# [What is required]
Scan the lines below for the word "index". Copy each line you find it in.

# [Front-end source files]
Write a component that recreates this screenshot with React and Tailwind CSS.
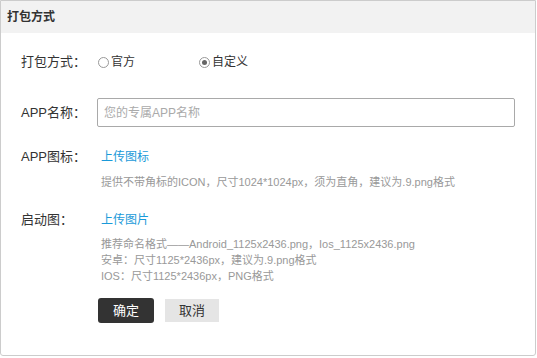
import React from "react";

const font = { fontFamily: '"Liberation Sans", "Noto Sans CJK SC", sans-serif' };

const Radio = ({ checked, label, className }) => (
  <label className={`flex items-center gap-[2px] text-[12px] text-[#333] ${className || ""}`}>
    <span className="flex h-[11px] w-[11px] items-center justify-center rounded-full border border-[#999] bg-white">
      {checked && <span className="h-[5px] w-[5px] rounded-full bg-[#666]" />}
    </span>
    <span>{label}</span>
  </label>
);

export default function App() {
  return (
    <div className="bg-white" style={font}>
      <div className="h-[356px] w-[536px] overflow-hidden rounded-b-[3px] border border-[#cccccc]">
        {/*Header*/}
        <div className="flex h-[32px] items-center bg-[#f2f2f2] px-[6px] text-[12px] font-bold text-[#333]">
          打包方式
        </div>

        {/*Form*/}
        <div className="pl-[20px] pr-[20px] pt-[17px]">
          <div className="flex h-[24px] items-center">
            <p className="w-[77px] text-[13px] text-[#333]">打包方式：</p>
            <Radio label="官方" className="w-[101px]" />
            <Radio label="自定义" checked />
          </div>

          <div className="mt-[24px] flex items-center">
            <p className="w-[76px] text-[13px] text-[#333]">APP名称：</p>
            <input
              type="text"
              placeholder="您的专属APP名称"
              className="h-[29px] w-[418px] rounded-[2px] border border-[#a9a9a9] px-[6px] text-[12px] text-[#333] outline-none placeholder:text-[#aaa]"
            />
          </div>

          <div className="mt-[20px] flex h-[20px] items-center">
            <p className="w-[80px] text-[13px] text-[#333]">APP图标：</p>
            <a className="text-[12px] text-[#1a9ad9]">上传图标</a>
          </div>
          <p className="mt-[7px] pl-[80px] text-[11px] leading-[16px] text-[#999]">
            提供不带角标的ICON，尺寸1024*1024px，须为直角，建议为.9.png格式
          </p>

          <div className="mt-[20px] flex h-[20px] items-center">
            <p className="w-[80px] text-[13px] text-[#333]">启动图：</p>
            <a className="text-[12px] text-[#1a9ad9]">上传图片</a>
          </div>
          <div className="mt-[6px] pl-[80px] text-[11px] leading-[16px] text-[#999]">
            <p>推荐命名格式——Android_1125x2436.png，Ios_1125x2436.png</p>
            <p>安卓：尺寸1125*2436px，建议为.9.png格式</p>
            <p>IOS：尺寸1125*2436px，PNG格式</p>
          </div>

          <div className="mt-[14px] flex gap-[11px] pl-[77px]">
            <button className="h-[25px] w-[56px] rounded-[3px] bg-[#333] text-[13px] text-white">确定</button>
            <button className="mt-[1px] h-[23px] w-[54px] bg-[#e5e5e5] text-[13px] text-[#333]">取消</button>
          </div>
        </div>
      </div>
    </div>
  );
}
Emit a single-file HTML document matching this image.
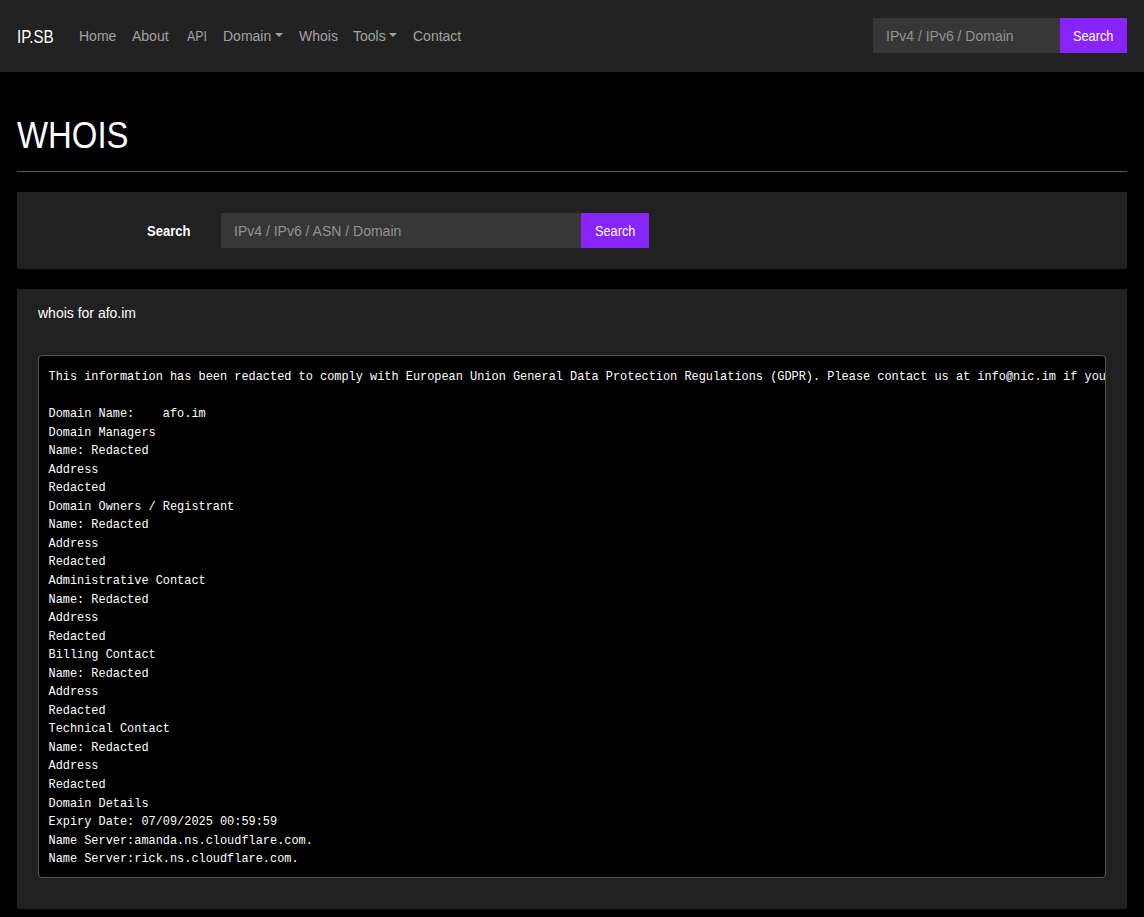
<!DOCTYPE html>
<html>
<head>
<meta charset="utf-8">
<style>
html,body{margin:0;padding:0;}
body{background:#000;width:1144px;height:917px;overflow:hidden;position:relative;font-family:"Liberation Sans",sans-serif;color:#fff;}
.abs{position:absolute;white-space:nowrap;}
.nav{position:absolute;left:0;top:0;width:1144px;height:72px;background:#222;}
.brand{font-size:18px;color:#fff;}
.lnk{font-size:14px;color:#a2a2a2;}
.caret{position:absolute;width:0;height:0;border-left:4px solid transparent;border-right:4px solid transparent;border-top:4px solid #a2a2a2;}
.inp{position:absolute;background:#373737;}
.btn{position:absolute;background:#8724fa;color:#fff;font-size:14px;}
.ph{font-size:14px;color:#939393;}
.h1{font-size:37px;color:#fff;}
.hr{position:absolute;left:17px;top:171px;width:1110px;height:1px;background:#555;}
.card{position:absolute;background:#212121;}
.pre{position:absolute;left:38px;top:355px;width:1066px;height:521px;background:#000;border:1px solid #555;border-radius:4px;overflow:hidden;}
.pre pre{margin:0;position:absolute;left:9.5px;top:12px;font-family:"Liberation Mono",monospace;font-size:11.925px;line-height:18.54px;color:#fff;}
</style>
</head>
<body>
<div class="nav">
  <div class="abs brand" style="left:17px;top:27px;transform:scaleX(0.84);transform-origin:0 0;">IP.SB</div>
  <div class="abs lnk" style="left:79px;top:28px;">Home</div>
  <div class="abs lnk" style="left:132px;top:28px;">About</div>
  <div class="abs lnk" style="left:187px;top:28px;transform:scaleX(0.88);transform-origin:0 0;">API</div>
  <div class="abs lnk" style="left:223px;top:28px;">Domain</div>
  <div class="caret" style="left:275px;top:33px;"></div>
  <div class="abs lnk" style="left:299px;top:28px;">Whois</div>
  <div class="abs lnk" style="left:353px;top:28px;">Tools</div>
  <div class="caret" style="left:389px;top:33px;"></div>
  <div class="abs lnk" style="left:413px;top:28px;">Contact</div>
  <div class="inp" style="left:873px;top:18px;width:187px;height:35px;"></div>
  <div class="abs ph" style="left:886px;top:28px;">IPv4 / IPv6 / Domain</div>
  <div class="btn" style="left:1060px;top:18px;width:67px;height:35px;"></div>
  <div class="abs" style="left:1073px;top:28px;font-size:14px;color:#fff;transform:scaleX(0.91);transform-origin:0 0;">Search</div>
</div>

<div class="abs h1" style="left:17px;top:115px;transform:scaleX(0.89);transform-origin:0 0;">WHOIS</div>
<div class="hr"></div>

<div class="card" style="left:17px;top:192px;width:1110px;height:77px;"></div>
<div class="abs" style="left:147px;top:223px;font-size:14px;font-weight:bold;transform:scaleX(0.93);transform-origin:0 0;">Search</div>
<div class="inp" style="left:221px;top:213px;width:360px;height:35px;"></div>
<div class="abs ph" style="left:234px;top:223px;">IPv4 / IPv6 / ASN / Domain</div>
<div class="btn" style="left:581px;top:213px;width:68px;height:35px;"></div>
<div class="abs" style="left:595px;top:223px;font-size:14px;color:#fff;transform:scaleX(0.91);transform-origin:0 0;">Search</div>

<div class="card" style="left:17px;top:289px;width:1110px;height:620px;"></div>
<div class="abs" style="left:38px;top:305px;font-size:14px;">whois for afo.im</div>
<div class="pre"><pre>This information has been redacted to comply with European Union General Data Protection Regulations (GDPR). Please contact us at info@nic.im if you wish to contact the registrant.

Domain Name:    afo.im
Domain Managers
Name: Redacted
Address
Redacted
Domain Owners / Registrant
Name: Redacted
Address
Redacted
Administrative Contact
Name: Redacted
Address
Redacted
Billing Contact
Name: Redacted
Address
Redacted
Technical Contact
Name: Redacted
Address
Redacted
Domain Details
Expiry Date: 07/09/2025 00:59:59
Name Server:amanda.ns.cloudflare.com.
Name Server:rick.ns.cloudflare.com.</pre></div>
</body>
</html>
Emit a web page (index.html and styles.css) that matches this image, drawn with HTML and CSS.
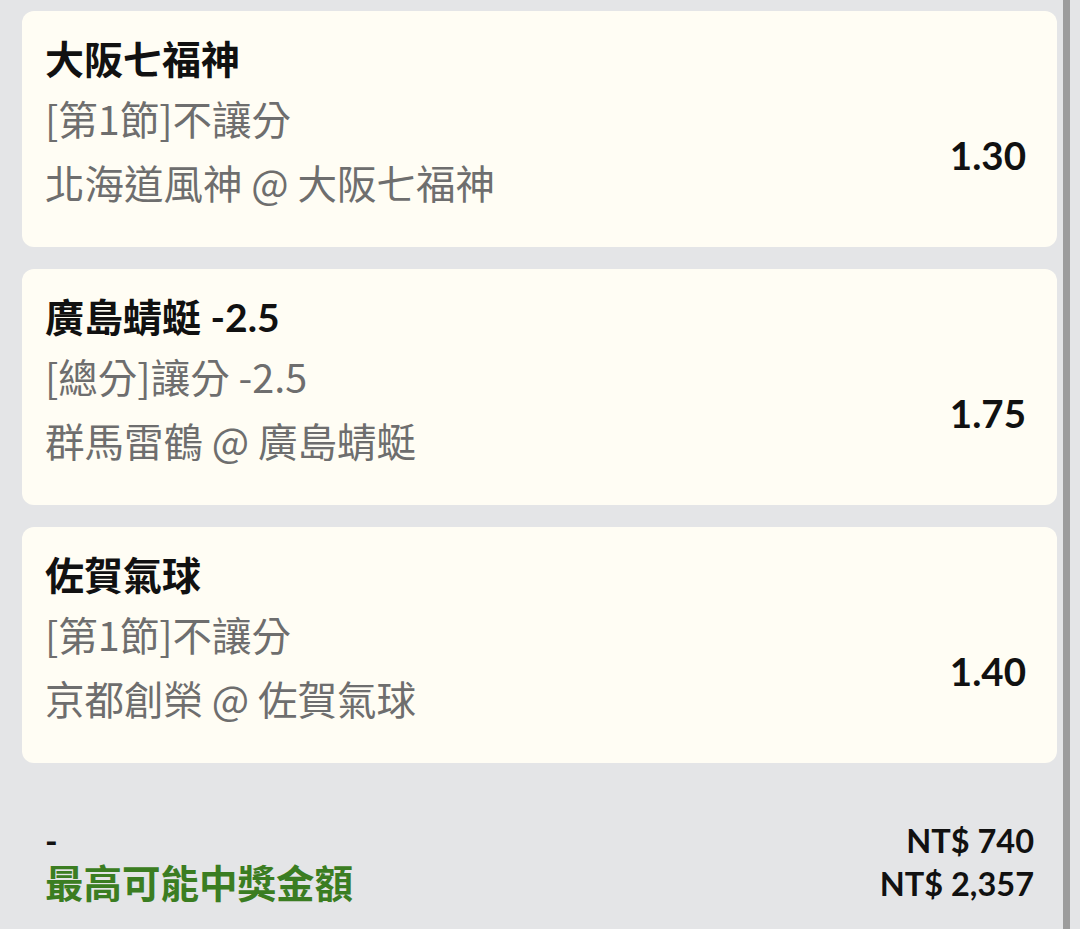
FILE: index.html
```html
<!DOCTYPE html>
<html lang="zh-Hant">
<head>
    <meta charset="UTF-8">
    <meta name="viewport" content="width=device-width, initial-scale=1.0">
    <title>投注單</title>
    <link rel="stylesheet" href="styles.css">
</head>
<body>

    <div class="bet-list">
        <div class="bet-card">
            <p class="bet-pick">大阪七福神</p>
            <p class="bet-market">[第1節]不讓分</p>
            <p class="bet-match">北海道風神 @ 大阪七福神</p>
            <p class="bet-odds">1.30</p>
        </div>

        <div class="bet-card">
            <p class="bet-pick">廣島蜻蜓 -2.5</p>
            <p class="bet-market">[總分]讓分 -2.5</p>
            <p class="bet-match">群馬雷鶴 @ 廣島蜻蜓</p>
            <p class="bet-odds">1.75</p>
        </div>

        <div class="bet-card">
            <p class="bet-pick">佐賀氣球</p>
            <p class="bet-market">[第1節]不讓分</p>
            <p class="bet-match">京都創榮 @ 佐賀氣球</p>
            <p class="bet-odds">1.40</p>
        </div>
    </div>

    <div class="bet-summary">
        <div class="summary-labels">
            <p class="summary-dash">-</p>
            <p class="summary-win">最高可能中獎金額</p>
        </div>
        <div class="summary-amounts">
            <p>NT$ 740</p>
            <p>NT$ 2,357</p>
        </div>
    </div>

    <div class="scroll-bar"></div>

</body>
</html>
```

FILE: styles.css
```css
body {
    margin: 0;
    background-color: #e4e5e7;
    font-family: 'Lato', 'Noto Sans CJK TC', sans-serif;
    color: #111;
}
p {
    margin: 0;
}
.bet-list {
    display: flex;
    flex-direction: column;
    gap: 22px;
    padding: 11px 23px 0 22px;
}
.bet-card {
    display: grid;
    grid-template-columns: 1fr auto;
    align-content: start;
    height: 236px;
    box-sizing: border-box;
    padding: 21px 31px 0 23px;
    background-color: #fffdf4;
    border-radius: 12px;
}
.bet-pick {
    grid-column: 1 / 3;
    font-size: 39px;
    line-height: 54px;
    font-weight: bold;
    color: #111;
}
.bet-market,
.bet-match {
    grid-column: 1;
    font-family: 'Noto Sans CJK TC', sans-serif;
    font-size: 39.5px;
    line-height: 64px;
    color: #6e6e6e;
}
.bet-odds {
    grid-column: 2;
    grid-row: 2 / 4;
    align-self: center;
    padding-top: 10px;
    font-size: 38.5px;
    font-weight: bold;
    color: #111;
}
.bet-summary {
    display: flex;
    justify-content: space-between;
    align-items: flex-end;
    padding: 56px 46px 0 45px;
}
.summary-dash {
    font-size: 34px;
    line-height: 43px;
    font-weight: bold;
}
.summary-win {
    font-size: 38.5px;
    line-height: 43px;
    font-weight: bold;
    color: #3b7d22;
}
.summary-amounts {
    text-align: right;
    font-size: 32.5px;
    line-height: 43px;
    font-weight: bold;
}
.scroll-bar {
    position: fixed;
    top: 0;
    bottom: 0;
    left: 1063px;
    width: 7px;
    background-color: #9c9c9c;
}
```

# [Written answer]
Emit a web page (index.html and styles.css) that matches this image, drawn with HTML and CSS.
FILE: index.html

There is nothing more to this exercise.